The Right Way to Cover Hacks and Leaks Before the Election
It seems clear, with four years of hindsight, that the American news media owes John Podesta an apology. The political media did almost everything wrong in covering the theft-and-leak of his private emails amid the heat of the 2016 presidential campaign, four years ago today—and yet it’s not at all clear that if confronted by an operation similar to what Russian intelligence executed in targeting the Democratic National Committee via Hillary Clinton’s campaign chair, that we’d get it any more right now.
In fact, so-called “hack-and-leaks” remain one of the most difficult stories to confront appropriately, and as we enter the final weeks of the 2020 presidential campaign—when each day seems primed for a surprise—it’s worth thinking deeply about what makes these incidents so pernicious and how, if one emerges in the weeks ahead, we as a news media and a society might respond more maturely and rationally than in 2016.

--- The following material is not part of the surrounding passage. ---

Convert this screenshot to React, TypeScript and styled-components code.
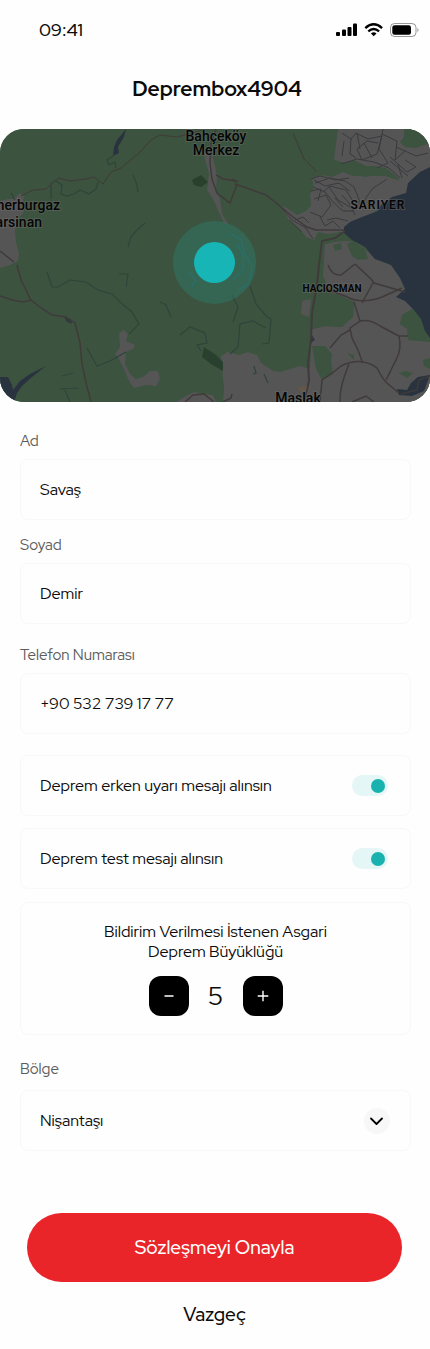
import React, { useState } from "react";
import styled, { createGlobalStyle } from "styled-components";

const GlobalStyle = createGlobalStyle`
  *, *::before, *::after { box-sizing: border-box; }
  body {
    margin: 0;
    background: #fefefe;
    color: #0b0b0b;
    font-family: "Red Hat Display", Lato, "Liberation Sans", sans-serif;
    text-rendering: optimizeLegibility;
  }
  button, input, select { font: inherit; color: inherit; text-rendering: inherit; }
`;

const Screen = styled.main`
  display: flex;
  flex-direction: column;
  min-height: 100vh;
  padding-bottom: 22px;
`;

const StatusBar = styled.div`
  display: flex;
  justify-content: space-between;
  align-items: center;
  height: 60px;
  padding: 0 10px 0 39px;
`;

const Clock = styled.time`
  font-size: 18px;
  line-height: 24px;
  font-weight: 500;
`;

const StatusIcons = styled.svg`
  display: block;
  width: 86px;
  height: 18px;
`;

const Title = styled.h1`
  margin: 15px 0 26px;
  padding-left: 4px;
  font-size: 21px;
  line-height: 28px;
  font-weight: 700;
  text-align: center;
`;

const MapFrame = styled.section`
  height: 273px;
  border-radius: 24px;
  overflow: hidden;
  background: #3c533f;
`;

const MapDrawing = styled.svg`
  display: block;
  width: 100%;
  height: 100%;
  font-family: Roboto, sans-serif;
  font-weight: 500;
`;

const Form = styled.form`
  display: flex;
  flex-direction: column;
  padding: 30px 19px 0 20px;
`;

const Field = styled.div<{ $after?: number; $gap?: number }>`
  display: flex;
  flex-direction: column;
  gap: ${(p) => p.$gap ?? 9}px;
  margin-bottom: ${(p) => p.$after ?? 0}px;
`;

const Label = styled.label`
  font-size: 15px;
  line-height: 18px;
  color: #5c5c5c;
`;

const TextInput = styled.input`
  width: 100%;
  height: 61px;
  padding: 0 19px;
  border: 1px solid #f8f8f8;
  border-radius: 8px;
  background: #fefefe;
  font-size: 16px;
  outline: none;
  &:focus-visible { border-color: #17b1ae; }
`;

const ToggleRow = styled.label<{ $after: number }>`
  display: flex;
  justify-content: space-between;
  align-items: center;
  height: 61px;
  margin-bottom: ${(p) => p.$after}px;
  padding: 0 22px 0 19px;
  border: 1px solid #f8f8f8;
  border-radius: 8px;
  font-size: 16px;
`;

const Switch = styled.input`
  appearance: none;
  display: flex;
  align-items: center;
  width: 36px;
  height: 21px;
  margin: 0;
  padding: 0 3px;
  border-radius: 11px;
  background: #eeeeee;
  cursor: pointer;
  &::before {
    content: "";
    width: 14px;
    height: 14px;
    border-radius: 50%;
    background: #a5a5a5;
  }
  &:checked { justify-content: flex-end; background: #e4f7f6; }
  &:checked::before { background: #19b2ae; }
`;

const StepperCard = styled.fieldset`
  display: flex;
  flex-direction: column;
  align-items: center;
  min-width: 0;
  margin: 0 0 25px;
  padding: 19px 20px 18px;
  border: 1px solid #f8f8f8;
  border-radius: 8px;
`;

const StepperText = styled.p`
  max-width: 240px;
  margin: 0 0 14px;
  font-size: 16px;
  line-height: 20px;
  text-align: center;
`;

const Stepper = styled.div`
  display: flex;
  align-items: center;
`;

const StepButton = styled.button`
  display: grid;
  place-items: center;
  width: 40px;
  height: 40px;
  padding: 0;
  border: 0;
  border-radius: 12px;
  background: #000;
  cursor: pointer;
`;

const StepValue = styled.output`
  width: 54px;
  font-size: 26px;
  line-height: 32px;
  text-align: center;
`;

const SelectBox = styled.div`
  display: grid;
  align-items: center;
  > * { grid-area: 1 / 1; }
`;

const Select = styled.select`
  appearance: none;
  width: 100%;
  height: 61px;
  padding: 0 60px 0 19px;
  border: 1px solid #f8f8f8;
  border-radius: 8px;
  background: #fefefe;
  font-size: 16px;
`;

const Chevron = styled.svg`
  justify-self: end;
  width: 26px;
  height: 26px;
  margin-right: 21px;
  pointer-events: none;
`;

const Submit = styled.button`
  height: 69px;
  margin: 62px 9px 21px 7px;
  border: 0;
  border-radius: 35px;
  background: #e92529;
  color: #fff;
  font-size: 19px;
  font-weight: 500;
  cursor: pointer;
`;

const Cancel = styled.button`
  align-self: center;
  margin-right: 2px;
  padding: 0;
  border: 0;
  background: none;
  font-size: 19px;
  line-height: 24px;
  font-weight: 500;
  cursor: pointer;
`;

function DeviceStatus() {
  return (
    <StatusIcons viewBox="0 0 86 18" aria-label="Sinyal, Wi-Fi, pil">
      <rect x="2" y="11" width="4" height="4" rx="1" />
      <rect x="8" y="8.500" width="4" height="6.500" rx="1" />
      <rect x="13.500" y="6" width="4" height="9" rx="1" />
      <rect x="19" y="2.500" width="4" height="12.500" rx="1" />
      <g fill="none" stroke="#000" strokeWidth="2.300">
        <path d="M31.300 7.100 Q39.700 -.6 48.100 7.100" />
        <path d="M34.300 10.300 Q39.700 5.600 45.100 10.300" />
      </g>
      <path d="M36.900 12.400 Q39.700 10 42.500 12.400 L39.700 15.300 Z" />
      <rect x="56.500" y="2.500" width="25.500" height="13" rx="4" fill="none" stroke="#000" strokeOpacity=".4" />
      <rect x="58.300" y="4.300" width="18.700" height="9.400" rx="2.200" />
      <path d="M83.500 7 Q85.500 9 83.500 11 Z" opacity=".5" />
    </StatusIcons>
  );
}

function RegionMap() {
  return (
    <MapDrawing viewBox="0 0 430 273" preserveAspectRatio="xMidYMid slice" role="img" aria-label="Konum haritası">
      <rect width="430" height="273" fill="#3c533f" />
      <g fill="#555555">
        <path d="M0 72L8 70L14 70L20 64L24 67L22 77L24 83L17 91L15 101L16 114L19 124L18 132L10 136L0 139Z" />
        <path d="M203 22L211 21L217 46L216 62L220 70L222 85L228 95L224 94L217 79L213 70L207 61L209 44L206 34Z" />
        <path d="M338 0L336 14L334 31L345 34L354 31L366 37L374 37L386 39L397 48L404 60L430 44V0Z" />
        <path d="M312 49L322 46L332 48L343 43L353 47L385 47L400 52L410 58L405 70L385 75L370 86L350 95L345 104L332 106L318 103L314 111L306 108L298 98L289 91L281 77L287 79L297 86L306 82L311 77L310 65L314 59Z" />
        <path d="M325 114L345 112L358 113L375 130L395 136L430 170V273H223L224 260L221 227L228 223L239 226L248 223L257 226L261 234L273 242L280 243L290 240L300 237L310 240L312 200L326 197L342 198L353 187L354 173L344 169L332 165L327 156L323 147Z" />
        <path d="M119 204L124 201L128 205L126 212L135 216L133 220L126 223L125 235L130 245L136 250L143 248L150 242L158 242L160 250L156 257L146 256L134 259L129 252L124 240L118 228L115 225L120 218Z" />
        <path d="M176 273L186 267L194 263L204 265L213 266L216 273ZM302 172L311 170L309 188L301 185Z" />
      </g>
      <g fill="#3c533f">
        <path d="M404 0L404 8L400 13L405 18L416 19L427 15L430 12V0Z" />
        <path d="M344 36L352 34L365 39L378 38L388 43L377 46L365 48L350 45L341 40Z" />
        <path d="M315 109L328 105L341 103L344 109L327 115ZM333 116L341 114L342 120L335 122Z" />
        <path d="M347 115L354 112L365 120L368 130L358 131L352 127Z" />
        <path d="M325 165L337 165L354 173L353 188L341 198L326 197L312 200L313 168Z" />
        <path d="M402 186L412 180L419 182L424 197L430 203V213L408 211L407 200L400 195Z" />
        <path d="M312 217L325 217L332 225L331 232L333 245L322 251L316 240ZM423 231L430 229V240L424 237Z" />
        <path d="M399 244L405 242L413 244L407 249ZM347 224L354 226L354 231Z" />
      </g>
      <g fill="#29333f">
        <path d="M430 38L420 43L408 54L406 64L392 68L381 76L378 82L362 88L350 93L344 98L344 104L352 111L365 118L375 130L391 136L400 149L405 160L396 168L405 172L414 181L421 190L425 202L430 209Z" />
        <path d="M0 248L8 248L12 256L13 261L20 252L30 245L46 237L32 248L22 257L17 264L14 273H0ZM397 260L407 261L411 254L418 248L430 246L424 262L412 267L399 266Z" />
        <path d="M126 0L117 11L114 18L113 27L119 24L118 18L124 8Z" />
      </g>
      <path d="M192 51L201 46L208 53L201 58L194 56ZM204 218L216 226L223 233V242L211 235L202 228Z" fill="#29402f" />
      <g fill="none" stroke="#30443b" strokeWidth="1.200">
        <path d="M113 27L107 31L109 36L115 33L116 39M56 52L62 56L61 65L67 67L74 65L80 61L89 65L96 60L98 53M51 54V70M133 46L136 53L138 63M145 94L136 102L131 108L128 118" />
        <path d="M47 143L52 158L58 158L70 151L86 153L98 161L112 165L121 174L132 183L139 195L129 205M119 145L128 145L126 158M160 173L166 176L171 188M126 223L110 232L97 237L87 219M62 247L73 244M60 260L79 259M65 261L70 273" />
        <path d="M180 206L190 198L205 204L207 214L197 216L201 222M250 157L256 175L266 187L271 190L269 214L262 215M230 225L238 218L240 195L253 192L266 199M232 166L238 178L233 193" />
        <path d="M11 64L15 71M254 237L256 244L253 245M264 245L268 254" />
        <path d="M231 105L241 111L245 126L252 137L249 155L238 161M237 114L244 129L242 142L233 151M189 143L196 152L191 158" stroke="#2c6060" />
      </g>
      <g fill="none" stroke="#3b3b3f" strokeWidth="1">
        <path d="M342 4L351 10L356 4L368 10L382 7L377 25L362 31L357 20L367 12L378 14M351 10L350 25L356 29M357 4L360 20M383 0L379 20L388 34L377 39M382 5L397 12L395 31L405 22L416 27L428 24M405 22L396 18M405 31L416 38L407 43L390 28M341 35L357 30L374 33L389 39L400 49" />
        <path d="M315 54L330 49L345 52L354 58L360 73L353 82L343 82L333 73L325 63L313 58M323 63L330 57L346 61L353 72M329 58L338 71L350 78M314 70L326 66L331 76L322 88L310 83M320 88L325 97L333 92L340 99M355 86L349 74L342 66M362 75L372 60L387 50" />
        <path d="M280 77L292 91L306 99L313 110M289 91L302 103M295 91L303 88L309 94M311 50L320 47L336 51L349 49M314 51L325 57L339 54L350 62M311 62L321 60L318 72M335 69L343 78M327 91L336 89L348 92M398 35L402 49M390 32L408 47M364 14L372 29M344 12L342 27" />
      </g>
      <g fill="none" stroke="#403a3b" strokeWidth="1.500">
        <path d="M21 67L33 61L46 60L51 55L59 49L70 52L86 50L94 48L103 55L111 43L121 39L138 25L151 11L160 6L177 8L193 4L205 0" strokeWidth="1" />
        <path d="M216 0L211 15L210 34L212 50L217 64L230 74L237 55M216 46L223 50L231 51L238 53L232 50M235 55L252 61L266 66L280 77L293 88L307 98L316 101L344 101" />
        <path d="M293 4L299 18L304 30L317 43" strokeWidth="1" />
        <path d="M319 136L322 112L335 109L345 102M319 136L317 155L312 184L311 210L308 234L309 252L304 273" strokeWidth="2" />
        <path d="M17 136L21 151L27 163L31 172M0 122L14 133M0 167L12 171L24 173L31 171L41 179L52 186L66 188L75 194L80 214L82 235L87 258L91 273" />
        <path d="M328 136Q332 147 341 146L355 135M355 135L371 150L374 154L405 163M373 154L362 174M325 160L345 167Q361 176 382 168L402 159M354 173L360 192L350 199L352 209L358 221L362 232M360 192Q370 190 380 197L399 207Q402 220 396 231L386 251M399 207L408 207M330 219L341 206L350 201" />
        <path d="M320 273L322 251Q334 243 341 237Q361 227 377 239Q383 251 388 255L399 264M340 273Q339 259 349 235M352 273L366 267L374 273M401 265L417 261L419 251L430 247" />
        <path d="M185 273L193 266L204 265L214 273M223 273L231 269L232 265" />
      </g>
      <path d="M64 188L71 191L72 195L67 193ZM312 206L315 211L311 214Z" fill="#303a40" />
      <path d="M299 258L307 257L306 262L299 262Z" fill="#655744" />
      <circle cx="214.500" cy="133.500" r="41.500" fill="#20a195" fillOpacity=".25" />
      <circle cx="214.500" cy="133.500" r="20.500" fill="#18b5b6" />
      <g fill="#050505" stroke="#777" strokeOpacity=".35" strokeWidth="2" paintOrder="stroke">
        <text x="216" y="12" fontSize="14" textAnchor="middle">Bahçeköy</text>
        <text x="216" y="26" fontSize="14" textAnchor="middle">Merkez</text>
        <text x="60" y="81" fontSize="14" textAnchor="end">Kemerburgaz</text>
        <text x="42" y="98" fontSize="14" textAnchor="end">Mimarsinan</text>
        <text x="378" y="80" fontSize="12" fontWeight="600" letterSpacing="1" textAnchor="middle">SARIYER</text>
        <text x="332" y="163" fontSize="10" fontWeight="700" textAnchor="middle">HACIOSMAN</text>
        <text x="298" y="274" fontSize="14" textAnchor="middle">Maslak</text>
      </g>
    </MapDrawing>
  );
}

export default function App() {
  const [magnitude, setMagnitude] = useState(5);

  return (
    <Screen>
      <GlobalStyle />
      <StatusBar>
        <Clock>09:41</Clock>
        <DeviceStatus />
      </StatusBar>
      <Title>Deprembox4904</Title>
      <MapFrame>
        <RegionMap />
      </MapFrame>
      <Form onSubmit={(e) => e.preventDefault()}>
        <Field $after={16}>
          <Label htmlFor="name">Ad</Label>
          <TextInput id="name" defaultValue="Savaş" />
        </Field>
        <Field $after={22}>
          <Label htmlFor="surname">Soyad</Label>
          <TextInput id="surname" defaultValue="Demir" />
        </Field>
        <Field $after={21}>
          <Label htmlFor="phone">Telefon Numarası</Label>
          <TextInput id="phone" type="tel" defaultValue="+90 532 739 17 77" />
        </Field>
        <ToggleRow $after={12}>
          Deprem erken uyarı mesajı alınsın
          <Switch type="checkbox" role="switch" defaultChecked />
        </ToggleRow>
        <ToggleRow $after={13}>
          Deprem test mesajı alınsın
          <Switch type="checkbox" role="switch" defaultChecked />
        </ToggleRow>
        <StepperCard aria-labelledby="magnitude-text">
          <StepperText id="magnitude-text">Bildirim Verilmesi İstenen Asgari Deprem Büyüklüğü</StepperText>
          <Stepper>
            <StepButton type="button" aria-label="Azalt" onClick={() => setMagnitude((m) => Math.max(1, m - 1))}>
              <svg width="12" height="12" viewBox="0 0 12 12" stroke="#fff" strokeWidth="1.500">
                <path d="M1.500 6H10.500" />
              </svg>
            </StepButton>
            <StepValue>{magnitude}</StepValue>
            <StepButton type="button" aria-label="Artır" onClick={() => setMagnitude((m) => Math.min(9, m + 1))}>
              <svg width="12" height="12" viewBox="0 0 12 12" stroke="#fff" strokeWidth="1.400">
                <path d="M.7 6H11.300M6 .7V11.300" />
              </svg>
            </StepButton>
          </Stepper>
        </StepperCard>
        <Field $gap={12}>
          <Label htmlFor="region">Bölge</Label>
          <SelectBox>
            <Select id="region" defaultValue="Nişantaşı">
              <option>Nişantaşı</option>
            </Select>
            <Chevron viewBox="0 0 26 26" aria-hidden="true">
              <circle cx="13" cy="13" r="13" fill="#f7f7f7" />
              <path d="M7 10.500L12.500 16L18 10.500" fill="none" stroke="#000" strokeWidth="1.800" strokeLinecap="round" strokeLinejoin="round" />
            </Chevron>
          </SelectBox>
        </Field>
        <Submit type="submit">Sözleşmeyi Onayla</Submit>
        <Cancel type="button">Vazgeç</Cancel>
      </Form>
    </Screen>
  );
}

From dozens of conversations this year with numerous reporters, editors, researchers, and executives—as well as a tabletop exercise at the Aspen Institute that Vivian Schiller, the former CEO of National Public Radio who now directs Aspen’s media and technology program, and I ran this summer about how media organizations should respond to a hack-and-leak—it’s clear there’s a shared unease about how the news media handled the 2016 Russian attack on the DNC and Clinton campaign chair John Podesta. The unease stems not from any partisan preference for or against Hillary Clinton—it has to do with the sense that the US media allowed itself to be the delivery mechanism for a Russian attack on our democracy.